-- start of Records provided --
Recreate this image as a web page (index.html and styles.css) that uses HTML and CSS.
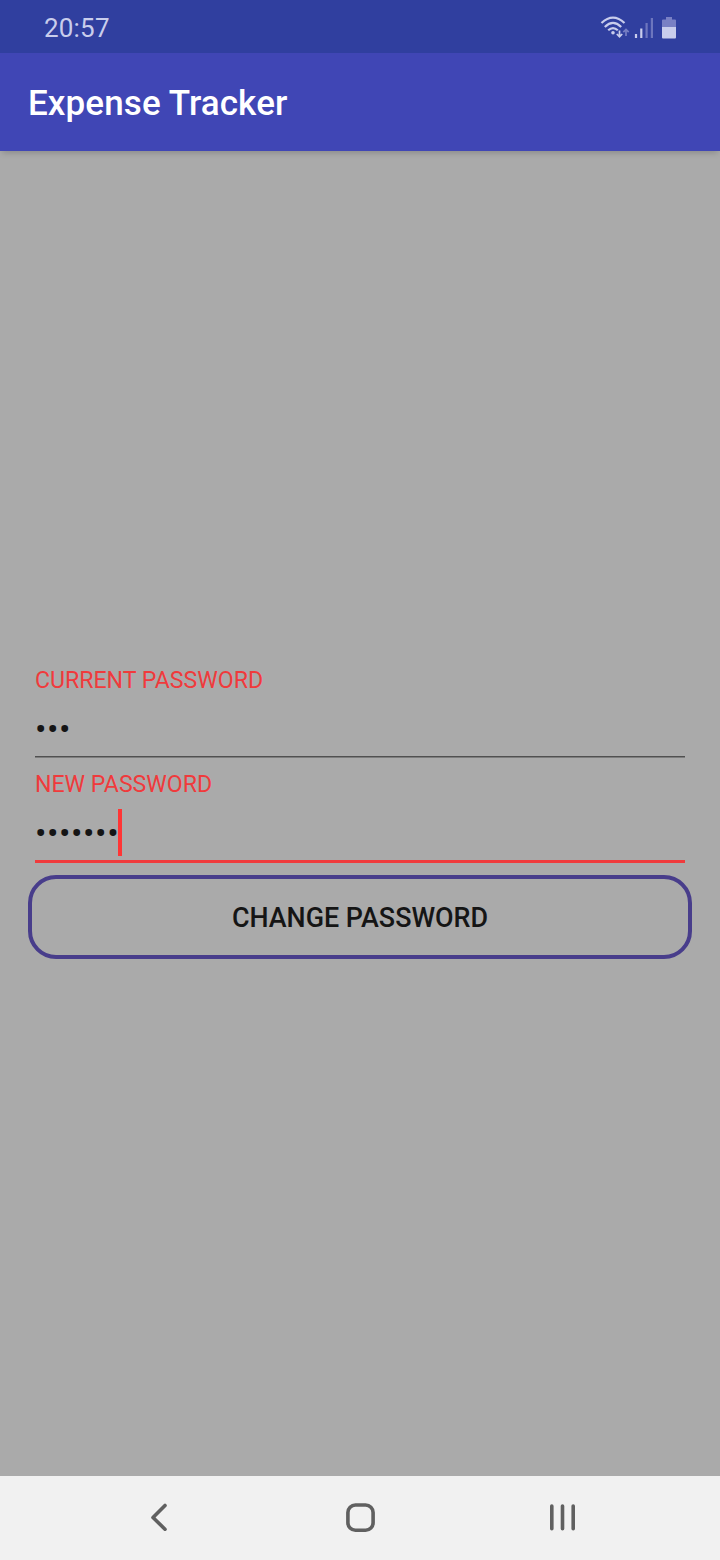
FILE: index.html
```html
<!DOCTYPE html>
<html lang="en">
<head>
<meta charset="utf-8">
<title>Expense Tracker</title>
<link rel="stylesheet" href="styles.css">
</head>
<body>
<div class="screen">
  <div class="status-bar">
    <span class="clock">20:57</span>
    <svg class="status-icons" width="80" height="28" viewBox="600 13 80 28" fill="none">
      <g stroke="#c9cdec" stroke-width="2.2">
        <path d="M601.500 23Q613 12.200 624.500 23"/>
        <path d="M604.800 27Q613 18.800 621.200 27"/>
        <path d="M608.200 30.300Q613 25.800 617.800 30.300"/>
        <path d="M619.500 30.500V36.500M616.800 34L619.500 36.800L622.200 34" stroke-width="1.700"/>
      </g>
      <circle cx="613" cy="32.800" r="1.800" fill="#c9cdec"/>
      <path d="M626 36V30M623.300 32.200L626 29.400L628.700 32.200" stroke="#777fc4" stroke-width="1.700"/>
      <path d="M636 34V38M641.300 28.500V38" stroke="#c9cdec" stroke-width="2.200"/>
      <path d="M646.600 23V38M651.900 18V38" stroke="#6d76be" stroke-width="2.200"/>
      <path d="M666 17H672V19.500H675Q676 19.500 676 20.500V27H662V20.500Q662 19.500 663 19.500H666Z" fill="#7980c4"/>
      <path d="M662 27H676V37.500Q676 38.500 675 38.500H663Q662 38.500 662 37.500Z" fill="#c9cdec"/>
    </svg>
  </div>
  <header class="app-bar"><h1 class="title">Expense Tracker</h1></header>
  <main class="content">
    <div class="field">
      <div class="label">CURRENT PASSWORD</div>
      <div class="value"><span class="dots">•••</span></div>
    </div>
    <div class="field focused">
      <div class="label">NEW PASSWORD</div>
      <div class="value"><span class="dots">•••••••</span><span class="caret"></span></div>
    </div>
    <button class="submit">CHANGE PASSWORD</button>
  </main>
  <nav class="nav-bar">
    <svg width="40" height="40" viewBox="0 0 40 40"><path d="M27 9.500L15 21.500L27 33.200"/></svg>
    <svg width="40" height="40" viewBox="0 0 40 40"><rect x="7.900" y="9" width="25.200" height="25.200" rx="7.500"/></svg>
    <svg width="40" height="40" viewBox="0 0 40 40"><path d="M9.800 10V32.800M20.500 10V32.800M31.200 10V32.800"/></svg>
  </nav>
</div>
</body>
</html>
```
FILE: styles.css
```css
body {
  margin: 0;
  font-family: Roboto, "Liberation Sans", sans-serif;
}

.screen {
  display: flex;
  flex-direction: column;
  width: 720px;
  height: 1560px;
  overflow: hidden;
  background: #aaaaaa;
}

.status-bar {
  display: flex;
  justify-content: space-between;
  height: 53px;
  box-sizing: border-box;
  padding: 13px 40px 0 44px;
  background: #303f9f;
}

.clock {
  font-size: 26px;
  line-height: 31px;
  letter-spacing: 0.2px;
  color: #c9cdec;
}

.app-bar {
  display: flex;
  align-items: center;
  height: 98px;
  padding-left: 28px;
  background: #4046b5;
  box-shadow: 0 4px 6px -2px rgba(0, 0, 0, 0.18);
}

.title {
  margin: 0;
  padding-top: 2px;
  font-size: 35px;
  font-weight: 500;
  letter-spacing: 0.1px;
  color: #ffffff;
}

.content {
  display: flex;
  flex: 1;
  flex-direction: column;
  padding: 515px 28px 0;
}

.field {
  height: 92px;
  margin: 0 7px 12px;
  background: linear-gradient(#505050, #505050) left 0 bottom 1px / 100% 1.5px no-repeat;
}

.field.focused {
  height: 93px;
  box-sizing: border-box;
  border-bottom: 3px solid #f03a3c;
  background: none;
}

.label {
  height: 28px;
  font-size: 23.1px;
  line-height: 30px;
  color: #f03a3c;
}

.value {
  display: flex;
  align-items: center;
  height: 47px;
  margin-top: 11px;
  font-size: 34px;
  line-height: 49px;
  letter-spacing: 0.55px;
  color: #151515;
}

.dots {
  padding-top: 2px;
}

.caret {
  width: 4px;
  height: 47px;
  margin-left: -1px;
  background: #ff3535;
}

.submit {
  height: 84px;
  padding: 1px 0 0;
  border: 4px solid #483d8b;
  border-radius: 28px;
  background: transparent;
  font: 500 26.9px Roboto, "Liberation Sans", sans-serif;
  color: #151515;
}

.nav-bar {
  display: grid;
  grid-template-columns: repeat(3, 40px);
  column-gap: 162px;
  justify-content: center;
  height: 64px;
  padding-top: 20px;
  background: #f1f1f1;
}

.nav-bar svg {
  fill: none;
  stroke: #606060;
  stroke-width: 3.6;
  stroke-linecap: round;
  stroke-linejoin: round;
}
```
-- end of Records provided --
-- start of Records provided --
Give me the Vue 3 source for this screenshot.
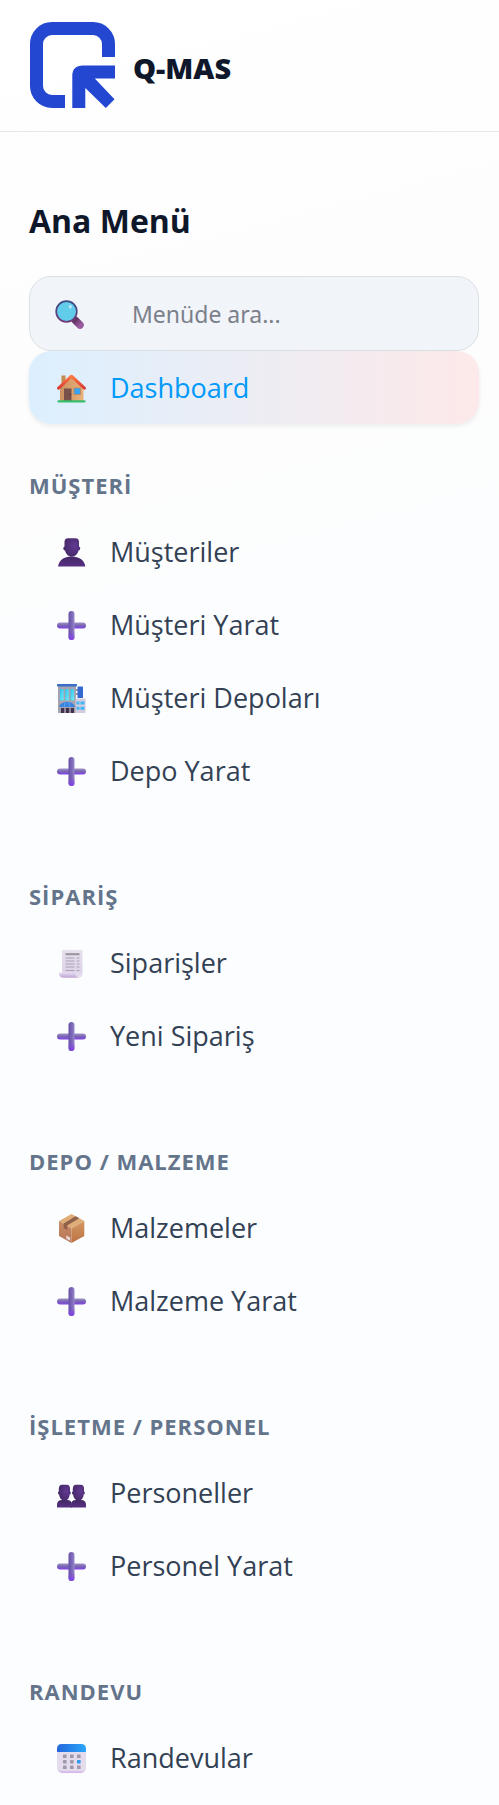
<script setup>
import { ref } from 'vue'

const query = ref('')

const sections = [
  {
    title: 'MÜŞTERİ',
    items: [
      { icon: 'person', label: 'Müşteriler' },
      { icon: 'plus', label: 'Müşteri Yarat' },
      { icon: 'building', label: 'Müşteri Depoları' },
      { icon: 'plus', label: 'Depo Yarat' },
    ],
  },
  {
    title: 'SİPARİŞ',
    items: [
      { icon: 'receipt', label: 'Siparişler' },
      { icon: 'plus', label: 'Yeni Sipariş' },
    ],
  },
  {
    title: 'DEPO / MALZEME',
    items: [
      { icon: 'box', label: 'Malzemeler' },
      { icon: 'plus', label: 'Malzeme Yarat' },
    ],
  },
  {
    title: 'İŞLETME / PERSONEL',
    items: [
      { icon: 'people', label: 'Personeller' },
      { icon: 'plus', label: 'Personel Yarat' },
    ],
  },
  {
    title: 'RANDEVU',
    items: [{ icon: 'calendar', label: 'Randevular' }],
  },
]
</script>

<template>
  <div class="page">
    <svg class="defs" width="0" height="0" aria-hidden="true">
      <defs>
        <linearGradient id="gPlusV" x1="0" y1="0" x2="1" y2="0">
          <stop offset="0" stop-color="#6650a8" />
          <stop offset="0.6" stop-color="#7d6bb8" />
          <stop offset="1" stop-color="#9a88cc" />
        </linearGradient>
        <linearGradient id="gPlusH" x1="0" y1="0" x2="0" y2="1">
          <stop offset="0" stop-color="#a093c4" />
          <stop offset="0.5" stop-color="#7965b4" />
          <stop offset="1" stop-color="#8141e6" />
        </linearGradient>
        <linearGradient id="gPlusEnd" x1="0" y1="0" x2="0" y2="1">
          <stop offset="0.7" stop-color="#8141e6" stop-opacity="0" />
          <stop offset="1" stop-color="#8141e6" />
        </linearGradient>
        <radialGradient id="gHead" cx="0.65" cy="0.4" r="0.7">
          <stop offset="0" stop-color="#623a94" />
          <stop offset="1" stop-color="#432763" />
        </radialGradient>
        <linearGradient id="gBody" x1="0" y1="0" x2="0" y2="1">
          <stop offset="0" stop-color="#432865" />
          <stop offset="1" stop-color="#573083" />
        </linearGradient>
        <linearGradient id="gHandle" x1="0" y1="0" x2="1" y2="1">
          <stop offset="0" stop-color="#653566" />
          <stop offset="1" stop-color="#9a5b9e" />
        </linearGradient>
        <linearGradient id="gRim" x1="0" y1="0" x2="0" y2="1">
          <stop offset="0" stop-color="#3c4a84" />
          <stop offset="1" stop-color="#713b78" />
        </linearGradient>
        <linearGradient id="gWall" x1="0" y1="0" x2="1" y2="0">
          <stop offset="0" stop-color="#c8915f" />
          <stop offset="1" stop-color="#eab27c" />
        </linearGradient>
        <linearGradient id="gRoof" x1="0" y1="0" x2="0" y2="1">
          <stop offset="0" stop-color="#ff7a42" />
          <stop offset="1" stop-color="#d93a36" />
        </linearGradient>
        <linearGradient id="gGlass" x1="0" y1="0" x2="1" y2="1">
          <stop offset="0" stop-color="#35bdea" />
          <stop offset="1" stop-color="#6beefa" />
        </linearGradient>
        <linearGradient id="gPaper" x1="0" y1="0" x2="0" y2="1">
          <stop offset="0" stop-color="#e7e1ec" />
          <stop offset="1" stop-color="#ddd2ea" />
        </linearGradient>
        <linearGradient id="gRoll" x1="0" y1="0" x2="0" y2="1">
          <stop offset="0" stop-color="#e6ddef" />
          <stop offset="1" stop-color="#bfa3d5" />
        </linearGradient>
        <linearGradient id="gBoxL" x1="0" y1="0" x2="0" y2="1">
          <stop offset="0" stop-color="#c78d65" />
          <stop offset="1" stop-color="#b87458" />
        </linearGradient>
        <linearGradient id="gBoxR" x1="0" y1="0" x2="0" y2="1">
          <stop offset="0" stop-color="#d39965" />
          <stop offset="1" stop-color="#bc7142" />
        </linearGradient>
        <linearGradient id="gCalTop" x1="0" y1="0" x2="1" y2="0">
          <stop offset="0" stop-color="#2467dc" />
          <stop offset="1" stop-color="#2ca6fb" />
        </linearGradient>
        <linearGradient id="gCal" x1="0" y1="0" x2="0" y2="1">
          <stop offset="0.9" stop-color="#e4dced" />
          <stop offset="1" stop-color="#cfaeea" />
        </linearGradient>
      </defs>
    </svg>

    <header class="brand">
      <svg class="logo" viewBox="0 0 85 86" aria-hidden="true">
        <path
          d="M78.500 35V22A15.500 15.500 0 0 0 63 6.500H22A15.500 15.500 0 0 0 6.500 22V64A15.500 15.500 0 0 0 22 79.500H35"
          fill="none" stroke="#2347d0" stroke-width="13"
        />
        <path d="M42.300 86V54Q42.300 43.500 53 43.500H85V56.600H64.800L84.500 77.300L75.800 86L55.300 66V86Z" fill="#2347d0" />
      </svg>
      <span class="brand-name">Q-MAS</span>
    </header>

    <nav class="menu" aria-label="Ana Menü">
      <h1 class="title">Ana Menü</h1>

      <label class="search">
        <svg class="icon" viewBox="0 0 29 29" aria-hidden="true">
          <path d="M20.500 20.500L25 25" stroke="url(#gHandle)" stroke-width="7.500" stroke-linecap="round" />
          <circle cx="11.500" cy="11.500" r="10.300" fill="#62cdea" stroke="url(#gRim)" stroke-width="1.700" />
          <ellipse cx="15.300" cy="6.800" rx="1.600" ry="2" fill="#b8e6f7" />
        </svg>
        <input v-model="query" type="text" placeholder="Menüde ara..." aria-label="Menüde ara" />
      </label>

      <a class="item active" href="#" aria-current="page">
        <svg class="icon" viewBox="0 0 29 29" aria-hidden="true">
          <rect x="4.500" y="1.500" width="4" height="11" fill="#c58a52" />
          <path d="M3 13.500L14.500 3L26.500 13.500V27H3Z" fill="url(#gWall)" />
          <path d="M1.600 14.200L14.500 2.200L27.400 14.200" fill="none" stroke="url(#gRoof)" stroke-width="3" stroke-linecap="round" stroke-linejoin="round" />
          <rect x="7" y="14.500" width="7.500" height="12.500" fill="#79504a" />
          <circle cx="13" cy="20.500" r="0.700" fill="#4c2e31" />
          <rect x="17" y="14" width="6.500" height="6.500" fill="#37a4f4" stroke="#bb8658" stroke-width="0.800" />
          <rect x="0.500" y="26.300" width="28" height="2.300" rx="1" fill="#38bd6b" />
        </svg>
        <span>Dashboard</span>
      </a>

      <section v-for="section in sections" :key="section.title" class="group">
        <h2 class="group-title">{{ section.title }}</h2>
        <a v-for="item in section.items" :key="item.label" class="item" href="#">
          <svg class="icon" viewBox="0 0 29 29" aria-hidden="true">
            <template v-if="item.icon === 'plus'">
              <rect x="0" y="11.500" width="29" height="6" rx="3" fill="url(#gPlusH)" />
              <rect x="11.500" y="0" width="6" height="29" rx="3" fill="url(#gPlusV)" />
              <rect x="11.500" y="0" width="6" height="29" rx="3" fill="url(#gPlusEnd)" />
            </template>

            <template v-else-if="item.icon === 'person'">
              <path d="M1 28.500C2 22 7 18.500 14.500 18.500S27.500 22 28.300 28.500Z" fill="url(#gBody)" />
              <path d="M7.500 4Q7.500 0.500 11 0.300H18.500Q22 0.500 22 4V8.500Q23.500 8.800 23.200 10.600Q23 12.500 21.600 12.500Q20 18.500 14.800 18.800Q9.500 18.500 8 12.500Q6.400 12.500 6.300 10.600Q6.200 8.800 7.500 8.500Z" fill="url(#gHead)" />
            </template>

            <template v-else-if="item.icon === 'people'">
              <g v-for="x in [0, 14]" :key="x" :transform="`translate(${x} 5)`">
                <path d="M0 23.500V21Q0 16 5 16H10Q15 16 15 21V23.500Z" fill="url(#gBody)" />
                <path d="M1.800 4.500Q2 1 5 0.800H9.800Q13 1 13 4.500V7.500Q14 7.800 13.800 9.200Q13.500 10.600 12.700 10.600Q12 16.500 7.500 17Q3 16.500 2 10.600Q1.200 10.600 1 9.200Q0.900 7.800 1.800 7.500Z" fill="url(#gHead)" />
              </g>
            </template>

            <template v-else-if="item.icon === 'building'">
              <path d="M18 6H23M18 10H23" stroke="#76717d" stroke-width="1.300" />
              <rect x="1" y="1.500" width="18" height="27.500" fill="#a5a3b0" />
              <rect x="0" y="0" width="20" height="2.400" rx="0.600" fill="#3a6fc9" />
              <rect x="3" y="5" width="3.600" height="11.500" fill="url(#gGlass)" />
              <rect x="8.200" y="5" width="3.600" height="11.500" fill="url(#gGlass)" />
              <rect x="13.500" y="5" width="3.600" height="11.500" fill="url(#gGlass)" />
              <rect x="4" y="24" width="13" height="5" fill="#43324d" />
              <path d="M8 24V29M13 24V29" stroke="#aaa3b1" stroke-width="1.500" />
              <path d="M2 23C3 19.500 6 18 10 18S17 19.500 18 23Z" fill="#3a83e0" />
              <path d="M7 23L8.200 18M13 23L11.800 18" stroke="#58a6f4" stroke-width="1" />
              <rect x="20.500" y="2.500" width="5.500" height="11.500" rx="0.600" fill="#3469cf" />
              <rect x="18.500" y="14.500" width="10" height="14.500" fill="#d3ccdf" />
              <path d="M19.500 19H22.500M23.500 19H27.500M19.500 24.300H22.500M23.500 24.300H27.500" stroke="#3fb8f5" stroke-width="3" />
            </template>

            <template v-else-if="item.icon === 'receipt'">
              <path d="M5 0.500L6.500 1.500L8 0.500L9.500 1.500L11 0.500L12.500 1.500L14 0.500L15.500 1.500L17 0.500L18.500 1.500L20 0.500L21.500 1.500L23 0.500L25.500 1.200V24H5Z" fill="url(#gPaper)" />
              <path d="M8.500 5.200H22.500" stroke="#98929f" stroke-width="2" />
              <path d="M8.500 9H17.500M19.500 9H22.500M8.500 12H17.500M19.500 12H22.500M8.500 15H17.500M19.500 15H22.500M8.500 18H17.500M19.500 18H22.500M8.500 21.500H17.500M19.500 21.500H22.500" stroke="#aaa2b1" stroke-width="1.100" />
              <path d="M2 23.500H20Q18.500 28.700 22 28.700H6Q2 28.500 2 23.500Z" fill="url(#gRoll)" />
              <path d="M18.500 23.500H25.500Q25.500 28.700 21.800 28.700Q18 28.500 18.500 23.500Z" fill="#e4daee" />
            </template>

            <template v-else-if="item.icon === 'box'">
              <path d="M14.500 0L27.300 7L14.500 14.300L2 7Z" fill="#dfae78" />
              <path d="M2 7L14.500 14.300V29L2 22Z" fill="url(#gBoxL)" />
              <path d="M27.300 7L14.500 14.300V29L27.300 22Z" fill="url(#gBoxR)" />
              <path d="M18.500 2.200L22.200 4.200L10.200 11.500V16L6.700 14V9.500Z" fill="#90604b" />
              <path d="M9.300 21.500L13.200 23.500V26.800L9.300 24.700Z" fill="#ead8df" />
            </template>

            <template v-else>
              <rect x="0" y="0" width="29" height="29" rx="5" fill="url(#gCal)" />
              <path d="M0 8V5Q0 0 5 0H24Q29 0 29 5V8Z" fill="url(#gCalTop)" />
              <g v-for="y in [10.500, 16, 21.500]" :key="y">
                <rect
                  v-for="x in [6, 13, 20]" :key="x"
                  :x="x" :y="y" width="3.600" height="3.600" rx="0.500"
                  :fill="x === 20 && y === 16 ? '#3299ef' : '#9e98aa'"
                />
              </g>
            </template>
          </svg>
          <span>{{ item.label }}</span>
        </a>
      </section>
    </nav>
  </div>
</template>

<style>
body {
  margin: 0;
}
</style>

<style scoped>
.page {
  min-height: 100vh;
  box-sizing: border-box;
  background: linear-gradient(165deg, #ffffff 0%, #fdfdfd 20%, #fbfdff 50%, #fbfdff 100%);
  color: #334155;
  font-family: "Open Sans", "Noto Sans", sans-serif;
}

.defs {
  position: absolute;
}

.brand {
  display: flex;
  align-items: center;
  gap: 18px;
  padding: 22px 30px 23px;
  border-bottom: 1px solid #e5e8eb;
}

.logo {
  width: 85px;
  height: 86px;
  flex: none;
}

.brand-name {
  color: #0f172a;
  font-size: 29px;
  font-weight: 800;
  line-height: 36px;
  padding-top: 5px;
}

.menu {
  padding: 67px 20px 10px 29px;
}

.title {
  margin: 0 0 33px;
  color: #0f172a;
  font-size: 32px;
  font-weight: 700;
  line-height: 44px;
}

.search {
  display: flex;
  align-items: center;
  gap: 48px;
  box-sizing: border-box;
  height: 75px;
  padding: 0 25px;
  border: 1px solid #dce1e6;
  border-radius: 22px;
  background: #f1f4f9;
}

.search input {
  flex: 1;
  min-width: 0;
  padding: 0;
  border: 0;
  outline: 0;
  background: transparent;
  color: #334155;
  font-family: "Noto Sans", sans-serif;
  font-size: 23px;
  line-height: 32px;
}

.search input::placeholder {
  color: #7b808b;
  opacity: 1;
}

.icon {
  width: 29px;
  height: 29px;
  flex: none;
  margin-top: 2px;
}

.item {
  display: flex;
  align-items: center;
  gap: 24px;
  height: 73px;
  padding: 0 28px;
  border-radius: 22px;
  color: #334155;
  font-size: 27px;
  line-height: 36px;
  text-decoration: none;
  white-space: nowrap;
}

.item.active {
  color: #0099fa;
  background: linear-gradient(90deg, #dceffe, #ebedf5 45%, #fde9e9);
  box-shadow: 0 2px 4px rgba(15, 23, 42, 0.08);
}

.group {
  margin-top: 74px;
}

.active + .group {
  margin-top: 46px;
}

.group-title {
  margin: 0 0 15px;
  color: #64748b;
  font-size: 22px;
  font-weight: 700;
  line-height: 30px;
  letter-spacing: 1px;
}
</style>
-- end of Records provided --
Pictures are not part of the copy. Write out only the lines from the one containing "Give me the Vue 3 source for this screenshot." through the one containing "const query = ref('')", exactly as they stand, both included.

Task answer:
Give me the Vue 3 source for this screenshot.
<script setup>
import { ref } from 'vue'

const query = ref('')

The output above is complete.